• [SUPPLIED DATA]
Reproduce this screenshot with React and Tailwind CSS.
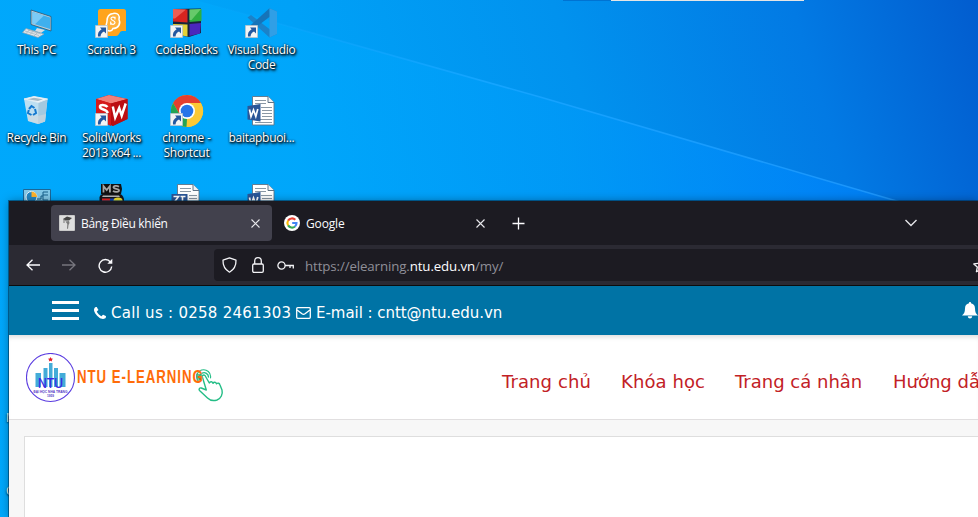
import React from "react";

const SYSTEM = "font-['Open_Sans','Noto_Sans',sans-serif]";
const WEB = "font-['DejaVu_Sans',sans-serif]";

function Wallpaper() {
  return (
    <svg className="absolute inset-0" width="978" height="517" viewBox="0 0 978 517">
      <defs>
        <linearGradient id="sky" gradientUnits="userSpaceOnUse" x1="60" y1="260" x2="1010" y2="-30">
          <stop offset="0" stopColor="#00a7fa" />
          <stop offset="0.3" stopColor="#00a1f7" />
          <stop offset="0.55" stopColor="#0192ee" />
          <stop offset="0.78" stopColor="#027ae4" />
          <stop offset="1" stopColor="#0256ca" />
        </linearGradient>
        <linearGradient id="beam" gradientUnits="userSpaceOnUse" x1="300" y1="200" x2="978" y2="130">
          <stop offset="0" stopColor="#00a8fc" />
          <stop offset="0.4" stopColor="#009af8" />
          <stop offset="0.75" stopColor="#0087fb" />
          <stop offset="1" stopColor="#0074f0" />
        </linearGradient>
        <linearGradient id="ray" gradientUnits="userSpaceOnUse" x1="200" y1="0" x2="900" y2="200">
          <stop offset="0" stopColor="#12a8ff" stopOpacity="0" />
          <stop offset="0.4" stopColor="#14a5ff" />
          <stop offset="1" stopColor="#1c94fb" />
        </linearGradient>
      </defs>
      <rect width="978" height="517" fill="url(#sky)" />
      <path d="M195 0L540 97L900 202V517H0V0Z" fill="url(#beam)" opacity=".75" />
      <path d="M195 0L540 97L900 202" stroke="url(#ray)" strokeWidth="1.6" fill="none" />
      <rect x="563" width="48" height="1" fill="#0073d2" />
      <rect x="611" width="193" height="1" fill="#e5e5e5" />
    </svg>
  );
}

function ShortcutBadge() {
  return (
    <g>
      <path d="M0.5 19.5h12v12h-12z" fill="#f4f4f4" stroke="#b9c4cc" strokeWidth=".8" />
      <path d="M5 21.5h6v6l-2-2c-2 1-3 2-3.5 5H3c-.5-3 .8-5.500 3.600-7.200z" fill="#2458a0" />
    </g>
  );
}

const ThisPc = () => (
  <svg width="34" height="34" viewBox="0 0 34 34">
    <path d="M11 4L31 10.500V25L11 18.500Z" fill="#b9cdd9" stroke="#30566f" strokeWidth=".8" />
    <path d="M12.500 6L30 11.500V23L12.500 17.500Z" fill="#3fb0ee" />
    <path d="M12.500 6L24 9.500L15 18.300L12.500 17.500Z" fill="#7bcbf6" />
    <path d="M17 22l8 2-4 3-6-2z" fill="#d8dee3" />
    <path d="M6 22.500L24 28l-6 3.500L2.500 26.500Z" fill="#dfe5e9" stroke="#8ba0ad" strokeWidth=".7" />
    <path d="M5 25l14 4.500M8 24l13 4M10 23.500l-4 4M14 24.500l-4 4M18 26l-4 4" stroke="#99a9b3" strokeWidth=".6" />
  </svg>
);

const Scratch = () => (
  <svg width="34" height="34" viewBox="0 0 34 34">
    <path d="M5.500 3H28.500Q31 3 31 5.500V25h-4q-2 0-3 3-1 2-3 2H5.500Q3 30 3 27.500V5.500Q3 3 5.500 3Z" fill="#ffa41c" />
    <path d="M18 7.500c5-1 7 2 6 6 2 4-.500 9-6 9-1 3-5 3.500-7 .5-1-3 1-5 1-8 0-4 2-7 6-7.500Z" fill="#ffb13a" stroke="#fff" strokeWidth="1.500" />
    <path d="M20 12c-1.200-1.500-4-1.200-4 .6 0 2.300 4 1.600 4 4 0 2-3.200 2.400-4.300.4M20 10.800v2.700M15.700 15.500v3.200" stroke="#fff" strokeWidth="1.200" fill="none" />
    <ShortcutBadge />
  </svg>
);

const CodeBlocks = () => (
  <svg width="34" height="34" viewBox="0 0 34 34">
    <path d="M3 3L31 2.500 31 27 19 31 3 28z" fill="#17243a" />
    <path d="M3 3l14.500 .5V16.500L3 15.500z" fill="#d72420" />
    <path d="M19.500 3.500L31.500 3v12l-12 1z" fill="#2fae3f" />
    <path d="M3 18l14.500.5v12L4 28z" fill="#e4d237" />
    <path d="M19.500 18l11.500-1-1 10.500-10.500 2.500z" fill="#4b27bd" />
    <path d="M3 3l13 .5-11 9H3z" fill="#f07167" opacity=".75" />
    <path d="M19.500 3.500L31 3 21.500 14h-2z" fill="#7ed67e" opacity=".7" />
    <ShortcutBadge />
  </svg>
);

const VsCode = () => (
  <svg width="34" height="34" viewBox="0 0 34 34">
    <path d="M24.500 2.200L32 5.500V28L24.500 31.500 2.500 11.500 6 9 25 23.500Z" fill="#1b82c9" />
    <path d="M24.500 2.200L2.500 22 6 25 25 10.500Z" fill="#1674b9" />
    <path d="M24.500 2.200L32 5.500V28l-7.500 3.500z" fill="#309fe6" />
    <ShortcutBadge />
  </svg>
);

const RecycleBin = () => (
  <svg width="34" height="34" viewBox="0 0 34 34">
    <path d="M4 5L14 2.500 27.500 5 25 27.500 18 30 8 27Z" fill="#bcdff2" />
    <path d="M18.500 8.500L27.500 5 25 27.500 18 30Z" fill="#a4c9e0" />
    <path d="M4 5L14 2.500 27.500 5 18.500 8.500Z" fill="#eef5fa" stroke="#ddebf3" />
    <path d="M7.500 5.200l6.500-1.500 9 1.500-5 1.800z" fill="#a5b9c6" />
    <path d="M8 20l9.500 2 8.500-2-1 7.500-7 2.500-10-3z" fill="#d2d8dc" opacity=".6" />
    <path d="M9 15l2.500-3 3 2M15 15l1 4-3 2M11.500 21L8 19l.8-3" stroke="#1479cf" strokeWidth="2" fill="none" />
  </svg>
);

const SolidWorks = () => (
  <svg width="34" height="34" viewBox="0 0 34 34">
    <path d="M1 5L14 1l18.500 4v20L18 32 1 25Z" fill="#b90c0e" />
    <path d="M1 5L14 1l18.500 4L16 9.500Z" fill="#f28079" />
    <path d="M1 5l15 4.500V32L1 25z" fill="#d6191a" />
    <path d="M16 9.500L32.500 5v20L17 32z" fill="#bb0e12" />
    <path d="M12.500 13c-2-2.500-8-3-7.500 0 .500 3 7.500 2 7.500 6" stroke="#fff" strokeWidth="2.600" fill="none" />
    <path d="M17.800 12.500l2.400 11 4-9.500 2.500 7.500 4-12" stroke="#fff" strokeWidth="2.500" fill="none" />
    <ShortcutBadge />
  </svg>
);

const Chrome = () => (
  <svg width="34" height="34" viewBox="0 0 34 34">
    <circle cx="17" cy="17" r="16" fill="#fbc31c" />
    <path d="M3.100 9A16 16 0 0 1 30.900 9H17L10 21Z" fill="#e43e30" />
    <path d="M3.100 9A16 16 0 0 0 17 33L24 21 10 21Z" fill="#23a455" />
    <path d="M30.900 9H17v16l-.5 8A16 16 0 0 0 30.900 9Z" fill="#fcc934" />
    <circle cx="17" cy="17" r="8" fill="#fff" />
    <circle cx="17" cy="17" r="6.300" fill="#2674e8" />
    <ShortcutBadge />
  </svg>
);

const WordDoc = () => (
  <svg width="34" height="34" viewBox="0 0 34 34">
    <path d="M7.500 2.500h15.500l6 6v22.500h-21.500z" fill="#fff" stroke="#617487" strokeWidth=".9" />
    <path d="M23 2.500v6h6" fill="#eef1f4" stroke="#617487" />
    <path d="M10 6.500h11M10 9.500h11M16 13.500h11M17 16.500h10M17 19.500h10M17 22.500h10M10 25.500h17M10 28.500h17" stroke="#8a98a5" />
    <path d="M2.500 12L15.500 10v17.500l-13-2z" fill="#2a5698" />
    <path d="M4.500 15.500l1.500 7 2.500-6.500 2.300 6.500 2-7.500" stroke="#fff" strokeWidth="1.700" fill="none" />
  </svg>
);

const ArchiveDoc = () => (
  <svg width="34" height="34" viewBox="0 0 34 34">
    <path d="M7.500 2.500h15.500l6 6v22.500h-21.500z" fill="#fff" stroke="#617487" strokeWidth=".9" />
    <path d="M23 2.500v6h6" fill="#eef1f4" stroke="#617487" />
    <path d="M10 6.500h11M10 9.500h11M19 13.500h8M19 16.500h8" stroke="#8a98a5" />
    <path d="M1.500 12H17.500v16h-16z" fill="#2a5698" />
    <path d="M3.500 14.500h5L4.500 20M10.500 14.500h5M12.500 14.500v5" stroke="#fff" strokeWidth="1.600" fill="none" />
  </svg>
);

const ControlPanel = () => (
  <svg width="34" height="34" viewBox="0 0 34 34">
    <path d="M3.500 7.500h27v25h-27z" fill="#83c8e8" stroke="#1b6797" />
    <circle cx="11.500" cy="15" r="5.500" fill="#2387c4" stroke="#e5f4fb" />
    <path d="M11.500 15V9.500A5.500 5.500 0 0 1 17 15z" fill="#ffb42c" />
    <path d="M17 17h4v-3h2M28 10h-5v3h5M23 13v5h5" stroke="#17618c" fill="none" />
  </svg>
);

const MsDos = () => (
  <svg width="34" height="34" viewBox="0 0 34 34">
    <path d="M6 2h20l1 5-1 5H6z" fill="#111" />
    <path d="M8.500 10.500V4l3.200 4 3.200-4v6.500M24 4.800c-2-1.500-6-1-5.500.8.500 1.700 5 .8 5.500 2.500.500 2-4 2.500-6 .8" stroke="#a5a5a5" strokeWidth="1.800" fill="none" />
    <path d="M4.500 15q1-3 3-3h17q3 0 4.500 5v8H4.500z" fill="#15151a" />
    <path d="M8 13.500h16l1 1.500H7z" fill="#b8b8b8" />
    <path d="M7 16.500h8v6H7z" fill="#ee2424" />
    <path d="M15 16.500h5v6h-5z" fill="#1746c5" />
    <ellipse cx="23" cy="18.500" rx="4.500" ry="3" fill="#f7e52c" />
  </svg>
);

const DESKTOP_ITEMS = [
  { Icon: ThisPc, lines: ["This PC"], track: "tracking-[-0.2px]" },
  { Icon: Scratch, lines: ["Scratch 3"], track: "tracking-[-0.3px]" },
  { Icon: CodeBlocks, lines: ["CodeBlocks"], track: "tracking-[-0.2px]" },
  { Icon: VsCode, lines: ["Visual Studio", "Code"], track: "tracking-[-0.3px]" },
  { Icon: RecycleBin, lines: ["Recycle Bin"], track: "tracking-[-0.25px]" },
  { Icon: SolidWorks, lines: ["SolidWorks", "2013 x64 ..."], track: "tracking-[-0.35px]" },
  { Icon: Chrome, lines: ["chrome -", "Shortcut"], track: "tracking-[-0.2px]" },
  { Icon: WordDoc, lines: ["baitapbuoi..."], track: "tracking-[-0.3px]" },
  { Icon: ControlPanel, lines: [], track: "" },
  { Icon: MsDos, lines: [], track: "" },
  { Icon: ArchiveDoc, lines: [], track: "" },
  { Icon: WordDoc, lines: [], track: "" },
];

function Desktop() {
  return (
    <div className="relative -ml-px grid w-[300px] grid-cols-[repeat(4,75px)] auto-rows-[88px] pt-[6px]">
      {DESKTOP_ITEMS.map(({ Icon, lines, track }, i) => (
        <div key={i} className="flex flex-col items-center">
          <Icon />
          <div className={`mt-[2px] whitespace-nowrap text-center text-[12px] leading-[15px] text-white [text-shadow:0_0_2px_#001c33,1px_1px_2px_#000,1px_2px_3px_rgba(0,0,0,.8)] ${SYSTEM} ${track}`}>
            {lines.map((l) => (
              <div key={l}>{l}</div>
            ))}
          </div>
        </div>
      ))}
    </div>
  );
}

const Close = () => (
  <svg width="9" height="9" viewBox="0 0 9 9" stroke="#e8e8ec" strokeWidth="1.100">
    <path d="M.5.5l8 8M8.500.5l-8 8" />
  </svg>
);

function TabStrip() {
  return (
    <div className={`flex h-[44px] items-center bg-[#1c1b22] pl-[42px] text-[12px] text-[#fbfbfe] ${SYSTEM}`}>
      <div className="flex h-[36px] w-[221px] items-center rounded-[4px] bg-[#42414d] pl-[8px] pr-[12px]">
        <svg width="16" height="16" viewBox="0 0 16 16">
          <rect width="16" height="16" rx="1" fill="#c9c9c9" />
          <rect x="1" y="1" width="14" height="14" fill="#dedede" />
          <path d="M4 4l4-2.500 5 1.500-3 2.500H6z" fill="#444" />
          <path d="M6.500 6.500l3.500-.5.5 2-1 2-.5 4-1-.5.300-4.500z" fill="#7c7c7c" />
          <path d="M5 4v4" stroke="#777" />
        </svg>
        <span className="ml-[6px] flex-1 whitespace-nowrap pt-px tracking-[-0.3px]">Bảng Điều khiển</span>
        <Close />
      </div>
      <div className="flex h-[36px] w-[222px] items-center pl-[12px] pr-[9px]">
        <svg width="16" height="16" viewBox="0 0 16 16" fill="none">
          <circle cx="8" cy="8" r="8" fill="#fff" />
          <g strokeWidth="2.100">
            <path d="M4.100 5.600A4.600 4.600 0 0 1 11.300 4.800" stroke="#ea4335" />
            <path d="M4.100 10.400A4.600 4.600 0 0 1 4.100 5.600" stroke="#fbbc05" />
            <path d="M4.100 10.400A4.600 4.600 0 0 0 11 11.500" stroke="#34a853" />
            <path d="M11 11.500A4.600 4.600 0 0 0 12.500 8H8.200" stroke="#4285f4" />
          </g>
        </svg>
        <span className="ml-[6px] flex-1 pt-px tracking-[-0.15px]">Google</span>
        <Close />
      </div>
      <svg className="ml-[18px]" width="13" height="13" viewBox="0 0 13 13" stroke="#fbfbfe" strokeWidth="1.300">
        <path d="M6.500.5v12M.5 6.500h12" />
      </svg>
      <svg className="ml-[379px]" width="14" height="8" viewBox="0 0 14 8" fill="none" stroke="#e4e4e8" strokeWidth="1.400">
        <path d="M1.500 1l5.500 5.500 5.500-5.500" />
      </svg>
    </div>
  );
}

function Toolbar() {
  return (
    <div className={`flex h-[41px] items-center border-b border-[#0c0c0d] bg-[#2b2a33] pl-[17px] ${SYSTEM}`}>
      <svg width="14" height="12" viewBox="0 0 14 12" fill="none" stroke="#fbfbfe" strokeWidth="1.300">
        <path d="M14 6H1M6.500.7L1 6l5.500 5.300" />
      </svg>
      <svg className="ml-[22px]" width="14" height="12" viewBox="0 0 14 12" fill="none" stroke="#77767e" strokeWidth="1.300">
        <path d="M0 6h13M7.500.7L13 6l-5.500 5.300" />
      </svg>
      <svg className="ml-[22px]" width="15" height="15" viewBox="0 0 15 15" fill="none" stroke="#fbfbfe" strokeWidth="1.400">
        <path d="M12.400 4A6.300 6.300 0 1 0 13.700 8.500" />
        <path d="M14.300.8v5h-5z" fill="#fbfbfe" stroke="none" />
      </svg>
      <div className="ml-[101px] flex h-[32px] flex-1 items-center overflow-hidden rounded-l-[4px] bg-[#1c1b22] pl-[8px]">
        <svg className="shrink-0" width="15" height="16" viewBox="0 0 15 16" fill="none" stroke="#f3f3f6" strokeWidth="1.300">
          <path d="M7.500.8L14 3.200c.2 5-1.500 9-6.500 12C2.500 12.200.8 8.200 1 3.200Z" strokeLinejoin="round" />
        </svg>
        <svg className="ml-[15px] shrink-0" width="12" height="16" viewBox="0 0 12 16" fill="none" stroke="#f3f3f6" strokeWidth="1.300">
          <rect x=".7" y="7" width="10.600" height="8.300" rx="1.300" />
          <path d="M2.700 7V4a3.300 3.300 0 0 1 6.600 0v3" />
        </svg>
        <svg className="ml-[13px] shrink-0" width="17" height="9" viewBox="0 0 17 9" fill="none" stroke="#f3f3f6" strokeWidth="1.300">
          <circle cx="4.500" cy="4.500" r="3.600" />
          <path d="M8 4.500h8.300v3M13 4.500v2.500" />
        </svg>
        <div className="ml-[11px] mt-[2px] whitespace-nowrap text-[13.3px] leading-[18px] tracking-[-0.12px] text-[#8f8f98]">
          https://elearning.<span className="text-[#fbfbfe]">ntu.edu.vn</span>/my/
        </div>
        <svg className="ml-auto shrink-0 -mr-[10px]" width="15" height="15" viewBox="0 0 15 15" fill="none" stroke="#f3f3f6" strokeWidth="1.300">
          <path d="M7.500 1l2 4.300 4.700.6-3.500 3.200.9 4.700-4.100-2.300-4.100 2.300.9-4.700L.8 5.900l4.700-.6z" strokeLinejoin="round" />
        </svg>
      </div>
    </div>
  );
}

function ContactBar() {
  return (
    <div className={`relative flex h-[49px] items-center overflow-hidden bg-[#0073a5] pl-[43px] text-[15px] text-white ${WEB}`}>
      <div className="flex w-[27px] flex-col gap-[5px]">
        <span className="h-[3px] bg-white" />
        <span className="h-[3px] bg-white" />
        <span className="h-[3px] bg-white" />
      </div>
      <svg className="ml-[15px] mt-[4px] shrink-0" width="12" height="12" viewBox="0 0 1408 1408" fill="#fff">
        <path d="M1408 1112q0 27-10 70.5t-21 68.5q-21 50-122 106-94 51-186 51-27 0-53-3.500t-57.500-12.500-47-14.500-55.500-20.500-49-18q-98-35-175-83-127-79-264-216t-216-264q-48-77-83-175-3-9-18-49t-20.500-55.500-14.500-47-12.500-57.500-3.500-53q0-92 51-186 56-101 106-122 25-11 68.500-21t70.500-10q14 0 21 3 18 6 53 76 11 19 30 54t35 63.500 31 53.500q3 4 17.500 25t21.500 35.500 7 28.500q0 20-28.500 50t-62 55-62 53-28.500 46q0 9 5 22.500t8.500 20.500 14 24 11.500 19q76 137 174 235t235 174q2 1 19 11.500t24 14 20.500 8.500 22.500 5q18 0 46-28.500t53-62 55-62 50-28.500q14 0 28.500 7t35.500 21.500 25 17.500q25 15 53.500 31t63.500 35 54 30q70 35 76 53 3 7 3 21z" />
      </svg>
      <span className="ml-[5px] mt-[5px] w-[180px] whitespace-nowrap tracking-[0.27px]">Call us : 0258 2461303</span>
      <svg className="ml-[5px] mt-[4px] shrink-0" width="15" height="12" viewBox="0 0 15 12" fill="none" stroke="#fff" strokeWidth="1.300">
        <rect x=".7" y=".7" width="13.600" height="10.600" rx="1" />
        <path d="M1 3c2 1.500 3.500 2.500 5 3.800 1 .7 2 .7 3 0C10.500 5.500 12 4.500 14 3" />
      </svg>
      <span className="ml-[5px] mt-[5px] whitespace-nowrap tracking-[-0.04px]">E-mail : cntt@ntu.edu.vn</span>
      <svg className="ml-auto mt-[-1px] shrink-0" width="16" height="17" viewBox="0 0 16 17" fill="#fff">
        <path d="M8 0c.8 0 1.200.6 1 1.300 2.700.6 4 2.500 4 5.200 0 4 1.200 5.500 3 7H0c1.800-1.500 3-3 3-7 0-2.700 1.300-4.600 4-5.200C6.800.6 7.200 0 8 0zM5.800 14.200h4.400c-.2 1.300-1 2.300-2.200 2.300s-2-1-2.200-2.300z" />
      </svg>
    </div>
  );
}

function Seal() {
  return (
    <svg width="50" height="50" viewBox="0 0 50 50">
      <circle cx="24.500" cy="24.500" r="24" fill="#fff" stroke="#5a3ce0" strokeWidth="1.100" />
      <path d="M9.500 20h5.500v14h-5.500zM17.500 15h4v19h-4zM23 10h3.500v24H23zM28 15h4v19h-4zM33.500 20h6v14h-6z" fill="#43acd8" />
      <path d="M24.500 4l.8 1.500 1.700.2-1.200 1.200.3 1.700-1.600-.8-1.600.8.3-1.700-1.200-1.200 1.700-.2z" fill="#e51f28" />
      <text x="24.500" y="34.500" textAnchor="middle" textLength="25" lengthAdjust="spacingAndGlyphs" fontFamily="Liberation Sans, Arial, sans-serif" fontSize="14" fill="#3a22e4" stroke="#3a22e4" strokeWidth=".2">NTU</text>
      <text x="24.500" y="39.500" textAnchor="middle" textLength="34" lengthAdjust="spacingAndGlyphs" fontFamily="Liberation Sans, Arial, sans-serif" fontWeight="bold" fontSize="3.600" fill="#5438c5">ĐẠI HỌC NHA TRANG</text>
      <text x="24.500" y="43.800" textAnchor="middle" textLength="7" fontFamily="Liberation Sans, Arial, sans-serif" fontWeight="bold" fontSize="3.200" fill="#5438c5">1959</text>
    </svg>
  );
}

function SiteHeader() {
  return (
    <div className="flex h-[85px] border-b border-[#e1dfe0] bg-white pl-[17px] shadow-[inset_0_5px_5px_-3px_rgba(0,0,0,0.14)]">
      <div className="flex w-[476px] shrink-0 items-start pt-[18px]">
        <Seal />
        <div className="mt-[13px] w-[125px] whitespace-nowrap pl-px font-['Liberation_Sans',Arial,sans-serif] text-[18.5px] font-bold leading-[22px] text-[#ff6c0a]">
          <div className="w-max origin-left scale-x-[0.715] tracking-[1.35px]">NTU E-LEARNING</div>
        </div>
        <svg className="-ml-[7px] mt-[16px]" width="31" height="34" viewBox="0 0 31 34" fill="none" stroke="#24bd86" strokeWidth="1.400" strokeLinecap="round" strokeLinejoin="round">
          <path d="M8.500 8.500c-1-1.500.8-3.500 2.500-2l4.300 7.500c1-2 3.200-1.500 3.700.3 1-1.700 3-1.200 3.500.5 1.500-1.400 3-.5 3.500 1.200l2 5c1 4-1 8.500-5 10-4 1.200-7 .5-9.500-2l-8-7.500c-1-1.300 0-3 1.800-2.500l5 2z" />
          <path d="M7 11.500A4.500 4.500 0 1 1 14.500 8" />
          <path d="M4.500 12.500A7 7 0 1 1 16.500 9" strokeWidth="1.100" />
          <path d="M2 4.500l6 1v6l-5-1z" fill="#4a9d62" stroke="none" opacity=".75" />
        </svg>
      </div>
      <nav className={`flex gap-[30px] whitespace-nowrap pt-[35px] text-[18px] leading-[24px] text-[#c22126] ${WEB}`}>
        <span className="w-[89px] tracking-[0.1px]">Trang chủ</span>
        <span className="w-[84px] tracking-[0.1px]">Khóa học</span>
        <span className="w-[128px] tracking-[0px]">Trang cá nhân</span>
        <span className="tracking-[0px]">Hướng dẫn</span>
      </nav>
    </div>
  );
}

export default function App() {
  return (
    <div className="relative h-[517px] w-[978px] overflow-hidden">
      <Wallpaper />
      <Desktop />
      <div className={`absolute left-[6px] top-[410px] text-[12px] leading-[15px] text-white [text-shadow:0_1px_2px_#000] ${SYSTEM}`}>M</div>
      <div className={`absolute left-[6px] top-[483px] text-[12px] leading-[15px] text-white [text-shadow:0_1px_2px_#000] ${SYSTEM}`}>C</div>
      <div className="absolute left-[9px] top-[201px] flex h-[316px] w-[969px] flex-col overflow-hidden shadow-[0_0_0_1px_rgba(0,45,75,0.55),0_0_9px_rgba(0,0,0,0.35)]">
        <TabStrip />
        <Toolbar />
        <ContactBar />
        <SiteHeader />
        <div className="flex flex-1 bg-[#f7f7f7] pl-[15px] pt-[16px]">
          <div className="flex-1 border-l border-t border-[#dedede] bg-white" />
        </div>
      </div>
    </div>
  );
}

• [WHAT THE TASK REQUIRES] Go through the material line by line. Show each line that contains the string "React".

• [SOLUTION FOR THIS TASK]
Reproduce this screenshot with React and Tailwind CSS.
import React from "react";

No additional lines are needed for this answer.